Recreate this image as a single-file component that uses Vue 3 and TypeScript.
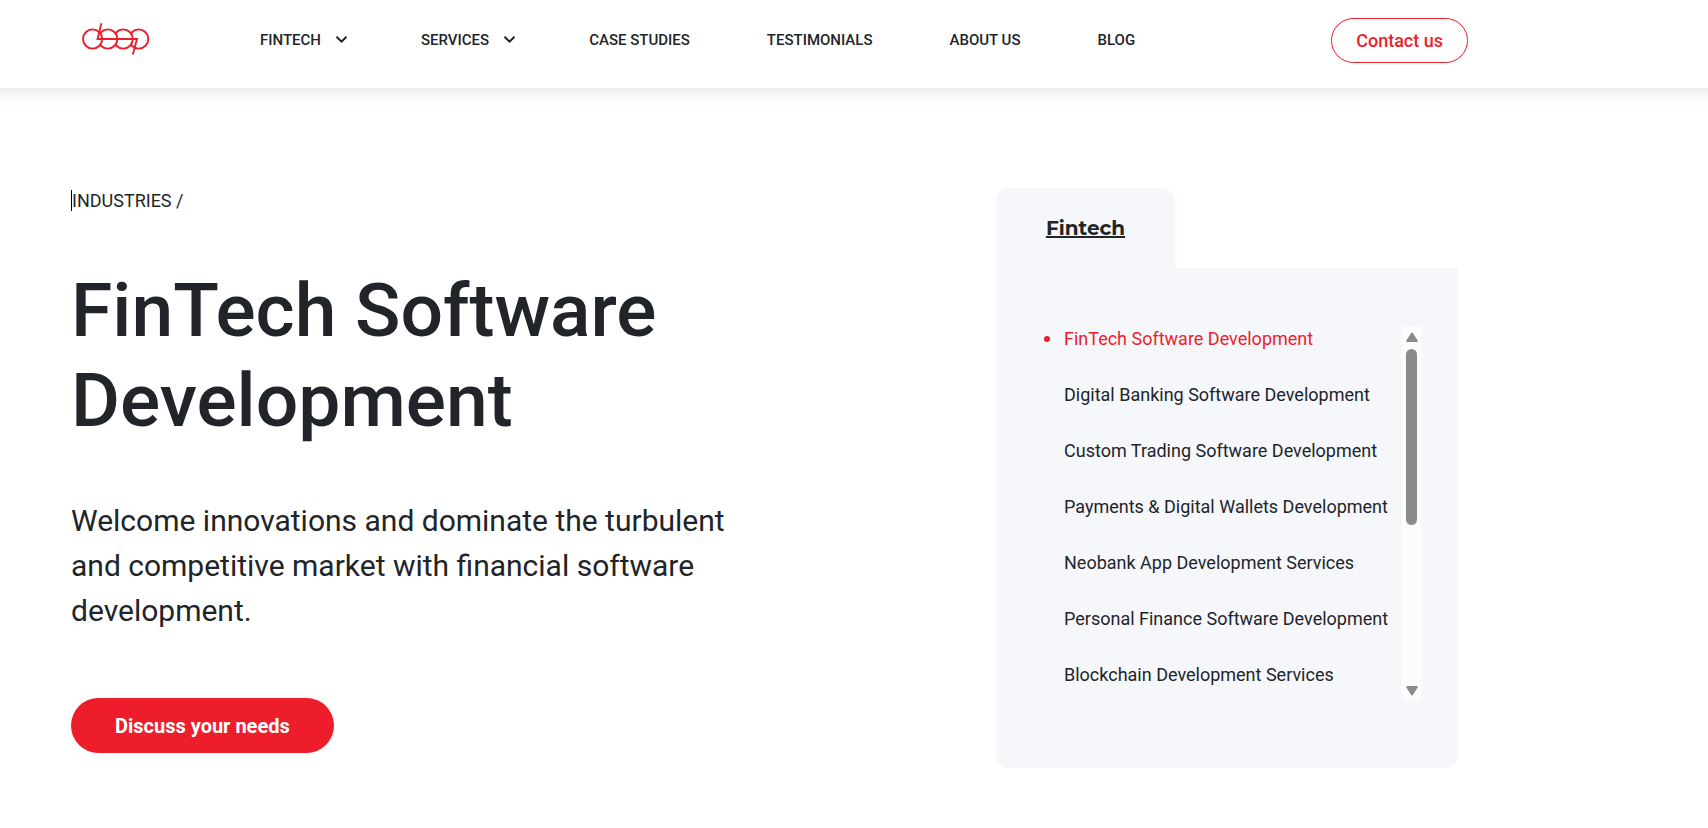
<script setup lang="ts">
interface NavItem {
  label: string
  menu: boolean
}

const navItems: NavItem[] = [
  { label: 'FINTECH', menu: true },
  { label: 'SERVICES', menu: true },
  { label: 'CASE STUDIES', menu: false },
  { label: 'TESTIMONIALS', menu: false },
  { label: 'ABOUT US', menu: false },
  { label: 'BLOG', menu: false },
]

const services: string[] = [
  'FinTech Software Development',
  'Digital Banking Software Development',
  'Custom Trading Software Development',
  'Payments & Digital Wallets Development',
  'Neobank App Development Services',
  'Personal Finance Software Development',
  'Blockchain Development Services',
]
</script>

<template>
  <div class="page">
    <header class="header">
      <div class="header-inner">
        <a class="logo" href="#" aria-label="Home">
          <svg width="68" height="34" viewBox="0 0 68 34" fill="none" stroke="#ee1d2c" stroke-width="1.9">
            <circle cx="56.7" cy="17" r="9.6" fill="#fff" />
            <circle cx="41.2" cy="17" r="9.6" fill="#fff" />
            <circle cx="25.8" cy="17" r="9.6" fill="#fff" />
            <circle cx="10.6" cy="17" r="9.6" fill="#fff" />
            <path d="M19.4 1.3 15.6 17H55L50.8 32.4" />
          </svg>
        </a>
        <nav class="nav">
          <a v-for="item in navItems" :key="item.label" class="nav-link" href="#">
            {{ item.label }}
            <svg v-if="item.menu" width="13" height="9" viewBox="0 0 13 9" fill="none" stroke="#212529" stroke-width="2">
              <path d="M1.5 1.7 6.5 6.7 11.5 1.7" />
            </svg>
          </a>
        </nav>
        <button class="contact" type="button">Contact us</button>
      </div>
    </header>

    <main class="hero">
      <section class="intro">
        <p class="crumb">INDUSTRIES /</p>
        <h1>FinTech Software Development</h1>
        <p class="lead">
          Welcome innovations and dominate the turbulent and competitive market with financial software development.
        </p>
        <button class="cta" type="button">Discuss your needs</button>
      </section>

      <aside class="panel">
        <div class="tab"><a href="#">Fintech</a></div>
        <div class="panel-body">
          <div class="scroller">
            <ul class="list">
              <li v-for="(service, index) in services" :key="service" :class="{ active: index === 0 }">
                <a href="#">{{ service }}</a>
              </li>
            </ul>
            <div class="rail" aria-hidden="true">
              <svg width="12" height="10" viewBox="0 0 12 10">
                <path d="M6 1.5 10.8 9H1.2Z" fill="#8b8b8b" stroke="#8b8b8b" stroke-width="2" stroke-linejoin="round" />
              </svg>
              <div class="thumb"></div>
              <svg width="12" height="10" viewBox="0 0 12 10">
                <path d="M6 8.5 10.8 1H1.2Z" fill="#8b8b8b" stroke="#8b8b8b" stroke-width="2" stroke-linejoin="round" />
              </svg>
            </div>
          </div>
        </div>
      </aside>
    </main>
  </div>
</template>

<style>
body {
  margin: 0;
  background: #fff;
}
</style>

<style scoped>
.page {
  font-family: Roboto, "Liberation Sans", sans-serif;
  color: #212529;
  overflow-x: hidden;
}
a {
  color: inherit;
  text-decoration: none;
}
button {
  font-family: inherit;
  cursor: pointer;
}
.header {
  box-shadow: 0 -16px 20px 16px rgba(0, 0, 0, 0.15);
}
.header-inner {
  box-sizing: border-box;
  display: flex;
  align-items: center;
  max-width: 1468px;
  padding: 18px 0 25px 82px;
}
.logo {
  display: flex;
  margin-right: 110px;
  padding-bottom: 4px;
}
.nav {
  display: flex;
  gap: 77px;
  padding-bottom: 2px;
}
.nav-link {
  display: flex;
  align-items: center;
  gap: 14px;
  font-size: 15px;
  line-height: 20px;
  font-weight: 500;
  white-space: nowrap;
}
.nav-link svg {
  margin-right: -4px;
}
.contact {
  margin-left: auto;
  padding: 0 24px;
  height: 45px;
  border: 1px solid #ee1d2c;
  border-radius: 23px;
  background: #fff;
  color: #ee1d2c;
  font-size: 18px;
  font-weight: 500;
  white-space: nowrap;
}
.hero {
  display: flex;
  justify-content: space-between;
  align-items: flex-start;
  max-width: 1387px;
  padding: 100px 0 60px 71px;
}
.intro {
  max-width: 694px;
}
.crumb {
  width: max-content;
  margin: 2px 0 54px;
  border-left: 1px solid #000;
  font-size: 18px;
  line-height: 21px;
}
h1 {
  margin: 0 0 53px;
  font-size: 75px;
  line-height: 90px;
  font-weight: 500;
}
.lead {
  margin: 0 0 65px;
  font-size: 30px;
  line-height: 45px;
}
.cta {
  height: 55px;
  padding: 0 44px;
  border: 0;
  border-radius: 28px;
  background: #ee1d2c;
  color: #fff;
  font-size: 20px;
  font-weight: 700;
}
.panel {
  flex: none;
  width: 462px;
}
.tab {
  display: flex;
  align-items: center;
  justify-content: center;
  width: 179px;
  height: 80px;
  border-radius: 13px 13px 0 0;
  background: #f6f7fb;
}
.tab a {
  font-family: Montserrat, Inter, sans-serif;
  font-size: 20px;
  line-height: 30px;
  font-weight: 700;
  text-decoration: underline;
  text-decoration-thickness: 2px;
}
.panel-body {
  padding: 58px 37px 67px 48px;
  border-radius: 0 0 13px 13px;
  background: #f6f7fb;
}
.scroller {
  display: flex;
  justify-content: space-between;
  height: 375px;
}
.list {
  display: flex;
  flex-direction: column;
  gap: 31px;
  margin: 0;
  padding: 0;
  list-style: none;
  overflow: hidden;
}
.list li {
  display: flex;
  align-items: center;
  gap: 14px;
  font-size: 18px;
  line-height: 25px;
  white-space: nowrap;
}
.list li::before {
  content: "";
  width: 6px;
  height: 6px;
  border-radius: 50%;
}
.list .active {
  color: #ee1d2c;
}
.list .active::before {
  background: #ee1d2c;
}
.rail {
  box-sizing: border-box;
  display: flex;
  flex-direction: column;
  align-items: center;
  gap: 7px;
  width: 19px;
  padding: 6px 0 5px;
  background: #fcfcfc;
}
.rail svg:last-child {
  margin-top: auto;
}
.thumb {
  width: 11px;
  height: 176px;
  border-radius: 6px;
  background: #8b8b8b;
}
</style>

* * *

JOB:
Copy each line above precisely, dropping the pictures.

RESPONSE:
Recreate this image as a single-file component that uses Vue 3 and TypeScript.
<script setup lang="ts">
interface NavItem {
  label: string
  menu: boolean
}

const navItems: NavItem[] = [
  { label: 'FINTECH', menu: true },
  { label: 'SERVICES', menu: true },
  { label: 'CASE STUDIES', menu: false },
  { label: 'TESTIMONIALS', menu: false },
  { label: 'ABOUT US', menu: false },
  { label: 'BLOG', menu: false },
]

const services: string[] = [
  'FinTech Software Development',
  'Digital Banking Software Development',
  'Custom Trading Software Development',
  'Payments & Digital Wallets Development',
  'Neobank App Development Services',
  'Personal Finance Software Development',
  'Blockchain Development Services',
]
</script>

<template>
  <div class="page">
    <header class="header">
      <div class="header-inner">
        <a class="logo" href="#" aria-label="Home">
          <svg width="68" height="34" viewBox="0 0 68 34" fill="none" stroke="#ee1d2c" stroke-width="1.9">
            <circle cx="56.7" cy="17" r="9.6" fill="#fff" />
            <circle cx="41.2" cy="17" r="9.6" fill="#fff" />
            <circle cx="25.8" cy="17" r="9.6" fill="#fff" />
            <circle cx="10.6" cy="17" r="9.6" fill="#fff" />
            <path d="M19.4 1.3 15.6 17H55L50.8 32.4" />
          </svg>
        </a>
        <nav class="nav">
          <a v-for="item in navItems" :key="item.label" class="nav-link" href="#">
            {{ item.label }}
            <svg v-if="item.menu" width="13" height="9" viewBox="0 0 13 9" fill="none" stroke="#212529" stroke-width="2">
              <path d="M1.5 1.7 6.5 6.7 11.5 1.7" />
            </svg>
          </a>
        </nav>
        <button class="contact" type="button">Contact us</button>
      </div>
    </header>

    <main class="hero">
      <section class="intro">
        <p class="crumb">INDUSTRIES /</p>
        <h1>FinTech Software Development</h1>
        <p class="lead">
          Welcome innovations and dominate the turbulent and competitive market with financial software development.
        </p>
        <button class="cta" type="button">Discuss your needs</button>
      </section>

      <aside class="panel">
        <div class="tab"><a href="#">Fintech</a></div>
        <div class="panel-body">
          <div class="scroller">
            <ul class="list">
              <li v-for="(service, index) in services" :key="service" :class="{ active: index === 0 }">
                <a href="#">{{ service }}</a>
              </li>
            </ul>
            <div class="rail" aria-hidden="true">
              <svg width="12" height="10" viewBox="0 0 12 10">
                <path d="M6 1.5 10.8 9H1.2Z" fill="#8b8b8b" stroke="#8b8b8b" stroke-width="2" stroke-linejoin="round" />
              </svg>
              <div class="thumb"></div>
              <svg width="12" height="10" viewBox="0 0 12 10">
                <path d="M6 8.5 10.8 1H1.2Z" fill="#8b8b8b" stroke="#8b8b8b" stroke-width="2" stroke-linejoin="round" />
              </svg>
            </div>
          </div>
        </div>
      </aside>
    </main>
  </div>
</template>

<style>
body {
  margin: 0;
  background: #fff;
}
</style>

<style scoped>
.page {
  font-family: Roboto, "Liberation Sans", sans-serif;
  color: #212529;
  overflow-x: hidden;
}
a {
  color: inherit;
  text-decoration: none;
}
button {
  font-family: inherit;
  cursor: pointer;
}
.header {
  box-shadow: 0 -16px 20px 16px rgba(0, 0, 0, 0.15);
}
.header-inner {
  box-sizing: border-box;
  display: flex;
  align-items: center;
  max-width: 1468px;
  padding: 18px 0 25px 82px;
}
.logo {
  display: flex;
  margin-right: 110px;
  padding-bottom: 4px;
}
.nav {
  display: flex;
  gap: 77px;
  padding-bottom: 2px;
}
.nav-link {
  display: flex;
  align-items: center;
  gap: 14px;
  font-size: 15px;
  line-height: 20px;
  font-weight: 500;
  white-space: nowrap;
}
.nav-link svg {
  margin-right: -4px;
}
.contact {
  margin-left: auto;
  padding: 0 24px;
  height: 45px;
  border: 1px solid #ee1d2c;
  border-radius: 23px;
  background: #fff;
  color: #ee1d2c;
  font-size: 18px;
  font-weight: 500;
  white-space: nowrap;
}
.hero {
  display: flex;
  justify-content: space-between;
  align-items: flex-start;
  max-width: 1387px;
  padding: 100px 0 60px 71px;
}
.intro {
  max-width: 694px;
}
.crumb {
  width: max-content;
  margin: 2px 0 54px;
  border-left: 1px solid #000;
  font-size: 18px;
  line-height: 21px;
}
h1 {
  margin: 0 0 53px;
  font-size: 75px;
  line-height: 90px;
  font-weight: 500;
}
.lead {
  margin: 0 0 65px;
  font-size: 30px;
  line-height: 45px;
}
.cta {
  height: 55px;
  padding: 0 44px;
  border: 0;
  border-radius: 28px;
  background: #ee1d2c;
  color: #fff;
  font-size: 20px;
  font-weight: 700;
}
.panel {
  flex: none;
  width: 462px;
}
.tab {
  display: flex;
  align-items: center;
  justify-content: center;
  width: 179px;
  height: 80px;
  border-radius: 13px 13px 0 0;
  background: #f6f7fb;
}
.tab a {
  font-family: Montserrat, Inter, sans-serif;
  font-size: 20px;
  line-height: 30px;
  font-weight: 700;
  text-decoration: underline;
  text-decoration-thickness: 2px;
}
.panel-body {
  padding: 58px 37px 67px 48px;
  border-radius: 0 0 13px 13px;
  background: #f6f7fb;
}
.scroller {
  display: flex;
  justify-content: space-between;
  height: 375px;
}
.list {
  display: flex;
  flex-direction: column;
  gap: 31px;
  margin: 0;
  padding: 0;
  list-style: none;
  overflow: hidden;
}
.list li {
  display: flex;
  align-items: center;
  gap: 14px;
  font-size: 18px;
  line-height: 25px;
  white-space: nowrap;
}
.list li::before {
  content: "";
  width: 6px;
  height: 6px;
  border-radius: 50%;
}
.list .active {
  color: #ee1d2c;
}
.list .active::before {
  background: #ee1d2c;
}
.rail {
  box-sizing: border-box;
  display: flex;
  flex-direction: column;
  align-items: center;
  gap: 7px;
  width: 19px;
  padding: 6px 0 5px;
  background: #fcfcfc;
}
.rail svg:last-child {
  margin-top: auto;
}
.thumb {
  width: 11px;
  height: 176px;
  border-radius: 6px;
  background: #8b8b8b;
}
</style>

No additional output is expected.